It's been a miserable week for Boeing. Federal investigators have grounded all of the U.S. company's new and much-hyped 787 Dreamliner jets after reports that the aircraft's lithium-ion batteries were overheating and catching fire.
And already, a favorite culprit has emerged: outsourcing. Critics have long charged that Boeing was far too reliant on offshore suppliers for the 787's production. More than 30 percent of the jetliner's components came from overseas, including the Japanese-made lithium-ion battery that is now garnering all the headlines. (By contrast, just 5 percent of the parts of its predecessor, the 747, were foreign-made.)
But why should outsourcing matter here? After all, it's not as if Japan is incapable of making decent lithium-ion batteries. And this is where the argument gets a bit fuzzier. One possibility is that Boeing's far-flung network of suppliers made it that much trickier for the U.S.-based manufacturer to spot and evaluate systemic problems. Here's the Globe and Mail's Guy Dixon making that case:
But the vast collection of components by hundred of suppliers that go into a 787 makes troubleshooting potentially more difficult. Although outsourcing has always been a part of commercial aviation, the difference now is the complexity and co-dependence of the electronics operating the aircraft.
Aerospace consultant Scott Hamilton quotes an engineer who raises similar worries:
“There aren’t that many qualified outside experts (except at Airbus). Where are they going to get them from?” he says. “This is where the extreme outsourcing really causes problems. How are they going to get their suppliers to be truthful? That has always been a problem in aeronautics. The 787 organization makes it much, much worse.”

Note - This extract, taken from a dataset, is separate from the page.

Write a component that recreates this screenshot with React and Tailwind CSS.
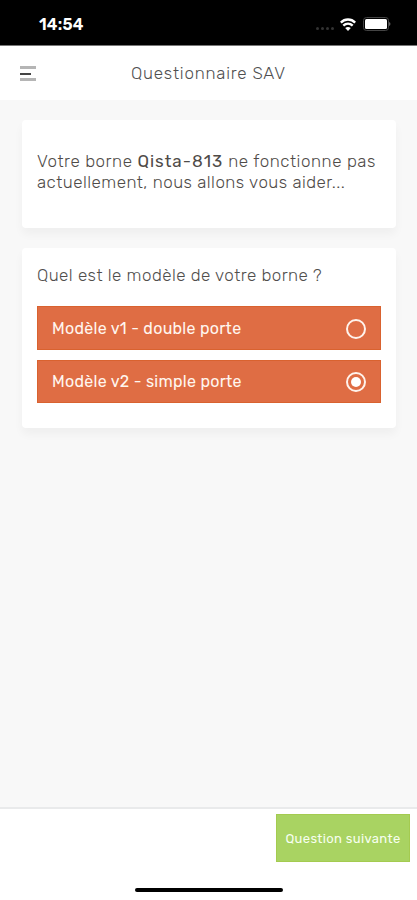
import React from "react";

const options = [
  { id: "v1", label: "Modèle v1 - double porte" },
  { id: "v2", label: "Modèle v2 - simple porte" },
];

function StatusBar() {
  return (
    <div className="flex h-[46px] shrink-0 items-start justify-between border-b border-[#777] bg-black pl-[39px] pr-[25px] text-white">
      <span className="mt-[14px] text-[16px] font-semibold leading-[22px] tracking-[0.2px]">14:54</span>
      <div className="mt-[17px] flex items-center">
        <div className="mr-[6px] mt-[9px] flex gap-[2px]">
          <span className="h-[3px] w-[3px] rounded-full bg-[#333]"></span>
          <span className="h-[3px] w-[3px] rounded-full bg-[#333]"></span>
          <span className="h-[3px] w-[3px] rounded-full bg-[#333]"></span>
          <span className="h-[3px] w-[3px] rounded-full bg-[#333]"></span>
        </div>
        <svg width="16" height="13" viewBox="0 0 16 13" fill="none" stroke="white" strokeWidth="2.4">
          <path d="M0.8 4.6 C4.8 0.4 11.2 0.4 15.2 4.6" />
          <path d="M3.3 7.7 C6 5.1 10 5.1 12.7 7.7" />
          <path d="M8 13 L5.2 10.1 C6.9 8.6 9.1 8.6 10.8 10.1 Z" fill="white" stroke="none" />
        </svg>
        <svg className="ml-[7px]" width="29" height="14" viewBox="0 0 29 14">
          <rect x="0.5" y="0.5" width="25" height="13" rx="3" fill="none" stroke="#444" />
          <rect x="2" y="2" width="22" height="10" rx="1.5" fill="white" />
          <path d="M26.2 5 C27.8 5.8 27.8 8.2 26.2 9 Z" fill="#777" />
        </svg>
      </div>
    </div>
  );
}

function Header() {
  return (
    <header className="relative flex h-[54px] shrink-0 items-center justify-center bg-white pt-[1px]">
      <button className="absolute left-[20px] top-[20px] flex flex-col gap-[3px]" aria-label="Menu">
        <span className="h-[3px] w-[16px] bg-[#b5b5b5]"></span>
        <span className="my-[0.5px] h-[2px] w-[11px] bg-[#444]"></span>
        <span className="h-[3px] w-[16px] bg-[#b5b5b5]"></span>
      </button>
      <h1 className="whitespace-nowrap text-[17px] font-light tracking-[0.77px] text-[#505050]">Questionnaire SAV</h1>
    </header>
  );
}

function Radio({ checked }) {
  return (
    <span className="flex h-[20px] w-[20px] items-center justify-center rounded-full border-2 border-[#fff3ec]">
      {checked && <span className="h-[10px] w-[10px] rounded-full bg-white"></span>}
    </span>
  );
}

export default function App() {
  const [selected, setSelected] = React.useState("v2");

  return (
    <div className="flex h-[900px] w-[417px] flex-col overflow-hidden bg-[#f8f8f8] font-['Rubik','Roboto',sans-serif]">
      <StatusBar />
      <Header />
      <main className="flex flex-1 flex-col gap-[20px] pl-[22px] pr-[21px] pt-[20px]">
        <section className="h-[108px] rounded-[4px] bg-white px-[15px] pt-[31px] text-[17px] font-light leading-[21px] text-[#4f4b48] shadow-[0_6px_10px_rgba(0,0,0,0.04)]">
          <p className="whitespace-nowrap tracking-[0.55px]">
            Votre borne <span className="font-normal tracking-[1px]">Qista-813</span> ne fonctionne pas
          </p>
          <p className="whitespace-nowrap tracking-[0.47px]">actuellement, nous allons vous aider...</p>
        </section>
        <section className="h-[180px] rounded-[4px] bg-white px-[15px] pt-[17px] shadow-[0_6px_10px_rgba(0,0,0,0.04)]">
          <h2 className="whitespace-nowrap text-[17px] font-light leading-[21px] tracking-[0.44px] text-[#504e4c]">
            Quel est le modèle de votre borne ?
          </h2>
          <div className="mt-[20px] flex flex-col gap-[10px]">
            {options.map((option) => (
              <button
                key={option.id}
                onClick={() => setSelected(option.id)}
                className="flex h-[43.5px] items-center justify-between border border-[#d9622f] bg-[#df6d44] px-[14px] pt-[2px] text-[16px] text-[#fff6ef]"
              >
                <span className="tracking-[0.28px]">{option.label}</span>
                <Radio checked={selected === option.id} />
              </button>
            ))}
          </div>
        </section>
      </main>
      <footer className="flex h-[93px] shrink-0 flex-col items-end border-t-2 border-[#e9eaeb] bg-white">
        <button className="mr-[7px] mt-[5px] h-[48px] w-[134px] whitespace-nowrap border border-[#a4cb50] bg-[#a9d362] pt-[1px] text-[13px] tracking-[0.35px] text-[#f7fff0]">
          Question suivante
        </button>
        <div className="mr-[134px] mt-[26px] h-[4px] w-[148px] rounded-full bg-black"></div>
      </footer>
    </div>
  );
}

These concerns are hardly novel. Back in 2011, Michael Hiltzik published a long piece for the Los Angeles Times questioning Boeing's over-reliance on foreign suppliers for the Dreamliner. That piece, however, was largely focused on delays and cost overruns: "The drawbacks of this approach emerged early," Hiltzik wrote. "Some of the pieces manufactured by far-flung suppliers didn't fit together. Some subcontractors couldn't meet their output quotas, creating huge production logjams when critical parts weren't available in the necessary sequence."
And the criticisms go back even further than that. Over at Quartz, Tim Fernholz dredges up a memo (pdf) from aerospace engineer Dr. L. J. Hart-Smith, who warned Boeing way back in 2001 that outsourcing wasn't always a savvy business decision. "A strong case is made that it will not always be possible to make more and more profit out of less and less product and that, worse, there is a strong risk of going out of business directly as a result of this policy."

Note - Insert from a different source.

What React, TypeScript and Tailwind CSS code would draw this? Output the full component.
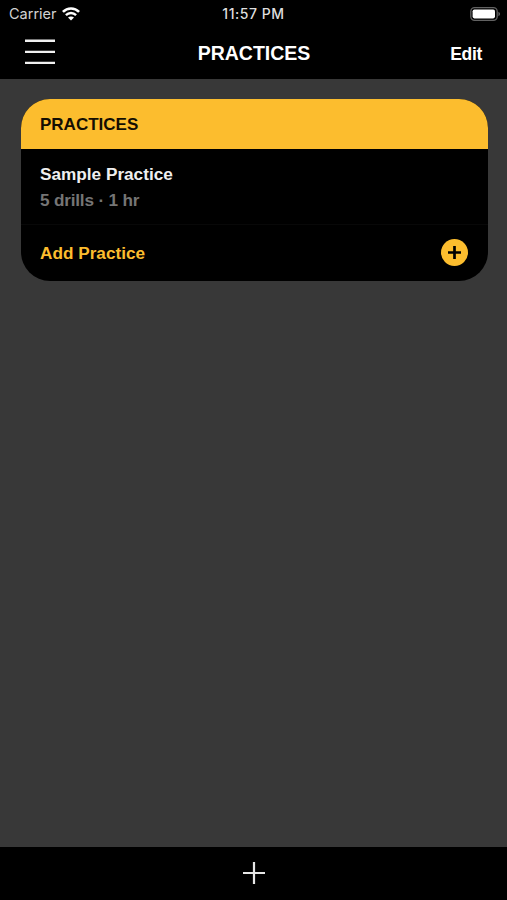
const WifiIcon = () => (
  <svg className="h-[14px] w-[18px]" viewBox="0 0 18 14" fill="none" stroke="#fff">
    <path d="M0.9 4.9C5.4 0.3 12.6 0.3 17.1 4.9" strokeWidth={2.6} />
    <path d="M3.9 8.2C6.8 5.3 11.2 5.3 14.1 8.2" strokeWidth={2.4} />
    <path d="M9 13.4L6 10.6C7.6 9 10.4 9 12 10.6Z" fill="#fff" stroke="none" />
  </svg>
);

const BatteryIcon = () => (
  <svg className="h-[14px] w-[31px]" viewBox="0 0 31 14" fill="none">
    <rect x="0.8" y="0.7" width="26.4" height="12.6" rx="3.8" stroke="#626262" strokeWidth={1.3} />
    <rect x="2.6" y="2.4" width="22.4" height="9" rx="1.8" fill="#fff" />
    <path d="M28.4 4.8C30.6 5.6 30.6 8.4 28.4 9.2Z" fill="#626262" />
  </svg>
);

const StatusBar = () => (
  <div className="grid h-[27px] grid-cols-3 items-center pl-[9px] pr-[6px] font-[Inter,sans-serif]">
    <div className="flex items-center gap-[5px]">
      <span className="text-[14.5px] leading-5 text-[#d2d2d2]">Carrier</span>
      <WifiIcon />
    </div>
    <span className="mr-[3px] text-center text-[14px] font-medium leading-5 tracking-[0.55px] text-[#dedede]">
      11:57 PM
    </span>
    <div className="flex justify-end">
      <BatteryIcon />
    </div>
  </div>
);

const NavBar = () => (
  <div className="grid h-[52px] grid-cols-3 items-center pl-[25px] pr-[25px]">
    <button type="button" aria-label="Menu" className="w-[30px] pb-[2px]">
      <svg className="h-[28px] w-[30px]" viewBox="0 0 30 28" stroke="#f0f0f0" strokeWidth={2.4}>
        <path d="M0 2.8H30M0 13.9H30M0 24.9H30" />
      </svg>
    </button>
    <h1 className="pl-px text-center text-[19.5px] font-bold leading-6">PRACTICES</h1>
    <button type="button" className="pt-px text-right text-[17.5px] font-bold leading-5 tracking-[-0.3px]">
      Edit
    </button>
  </div>
);

const PracticeCard = () => (
  <section className="overflow-hidden rounded-[29px] bg-black text-[17.2px] font-bold leading-5">
    <h2 className="flex h-[50px] items-center bg-[#fcbd2e] px-[19.5px] pt-[2px] text-[17px] text-[#140e02]">
      PRACTICES
    </h2>
    <div className="flex h-[76px] flex-col justify-center gap-[6px] border-b border-[#080808] px-[19.5px] pt-[2px]">
      <p className="text-[#efefef]">Sample Practice</p>
      <p className="tracking-[-0.2px] text-[#757575]">5 drills · 1 hr</p>
    </div>
    <button
      type="button"
      className="flex h-[56px] w-full items-center justify-between px-[19.5px] text-[#fcbd2e]"
    >
      <span>Add Practice</span>
      <svg className="h-[27px] w-[27px]" viewBox="0 0 27 27">
        <circle cx="13.5" cy="13.5" r="13.5" fill="#fcbd2e" />
        <path d="M13.5 7V20M7 13.5H20" stroke="#000" strokeWidth={2.7} />
      </svg>
    </button>
  </section>
);

export default function App() {
  return (
    <div className="flex h-[900px] w-[507px] flex-col bg-[#383838] font-['Liberation_Sans',Arial,sans-serif] text-white">
      <header className="bg-black">
        <StatusBar />
        <NavBar />
      </header>

      <main className="flex-1 pl-[20.5px] pr-[19.5px] pt-[19.5px]">
        <PracticeCard />
      </main>

      <footer className="flex h-[53px] justify-center bg-black pt-[15px]">
        <button type="button" aria-label="Add" className="h-[22px] w-[22px]">
          <svg className="h-[22px] w-[22px]" viewBox="0 0 22 22" stroke="#e6e6e6" strokeWidth={2.2}>
            <path d="M11 0V22M0 11H22" />
          </svg>
        </button>
      </footer>
    </div>
  );
}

That said, it's worth adding a note of caution here: It's not yet clear what, exactly, is wrong with the 787 — James Fallows suggests that if it's merely a battery issue, that may be "specific and correctable . . . rather than some mysterious, unbounded threat that could undo the 787 project as a whole." Nor is it even certain that outsourcing was to blame for this particular battery failure. (See Tim Fernholz for some skepticism on that front.) On that, we're still awaiting further details.
But there's a side story here that's also worth noting. Putting the 787's specific battery issues aside, in recent years a number of companies seem to be rethinking the sort of offshoring practices that Boeing (among others) has pursued so heavily. An Economist piece this week outlines the trend:
Most firms do not give enough thought to choosing where to produce. To an alarming degree, says McKinsey, “companies continue to indulge in herd behaviour” when deciding where to base their operations and how to arrange their supply chains. Many of them, says the consulting firm, simply follow each other around to low-cost countries or allow themselves to be drawn in by governments waving wads of cash and other incentives. . . .
Two sets of strategic problems can arise from offshoring production to another part of the world, especially if it is poorly thought out. The first of these concerns the logistics of supply. The more that firms spread their operations around the globe, the more vulnerable they become to disruption from unexpected events such as natural disasters or political unrest. The second strikes at the heart of what companies try to do: sell more and better widgets to customers than their rivals down the road. Often, the more a firm offshores and outsources, the worse it will be at responding to customers quickly.
The piece takes pains to stress that offshoring isn't always a disaster — sometimes it really does help companies become more profitable (though it's not necessarily good for domestic workers). Yet many firms now seem to be realizing that the practice doesn't make sense in all situations. This will be something to watch for in the years ahead, long after Boeing manages to get the 787 up and flying again.